Andrew Tridgell.  Dr. Andrew Tridgell is a computer scientist and free software developer in Canberra, Australia. Best known for his contributions to the development of the award winning Samba suite of networking software that enables interoperability with Microsoft networking services, he has been actively developing in the area of interoperability for more than 20 years.

Josh Triplett.  Josh Triplett is a Free and Open Source Software developer, contributing to projects such as the Linux kernel, Debian, ChromeOS, Git, Sparse, and the X Window System.  Josh earned a Ph.D. at Portland State University, constructing concurrent data structures and synchronization techniques for highly parallel systems.  Josh enjoys using software for unconventional purposes, such as running Python in the GRUB2 bootloader to test BIOS, and using Git as a database.  In his "free time", Josh does as much of his hacking as possible in Haskell.  
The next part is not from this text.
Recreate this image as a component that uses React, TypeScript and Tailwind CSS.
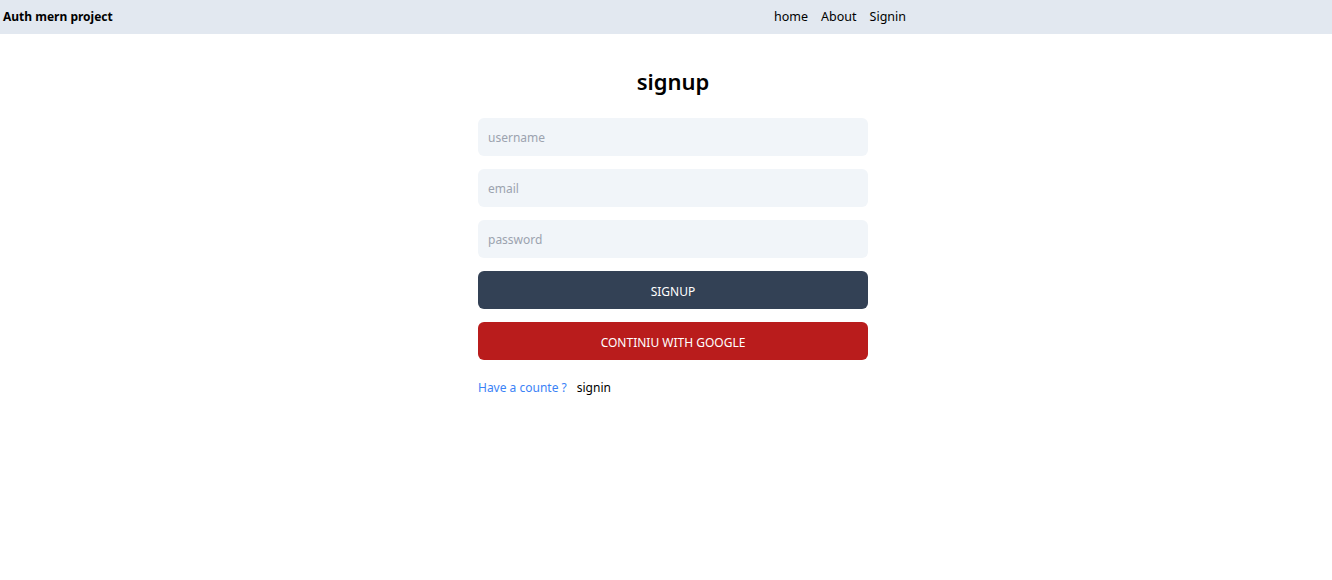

Phillip Wadler.  Philip Wadler is Professor of Theoretical Computer Science at the University of Edinburgh.  He is an ACM Fellow and a Fellow of the Royal Society of Edinburgh, past chair of ACM SIGPLAN, and past holder of a Royal Society-Wolfson Research Merit Fellowship. Previously, he worked or studied at Stanford, Xerox Parc, Carnegie Mellon University, Oxford, Chalmers, Glasgow, Bell Labs, and Avaya Labs, and visited as a guest professor in Copenhagen, Sydney, and Paris. He has an h-index of 61, with more than 18,000 citations to his work according to Google Scholar. He is a winner of the POPL Most Influential Paper Award, has contributed to the designs of Haskell, Java, and XQuery, and is a co-author of Introduction to Functional Programming (Prentice Hall, 1988), XQuery from the Experts (Addison Wesley, 2004) and Generics and Collections in Java (O'Reilly, 2006). He has delivered invited talks in locations ranging from Aizu to Zurich.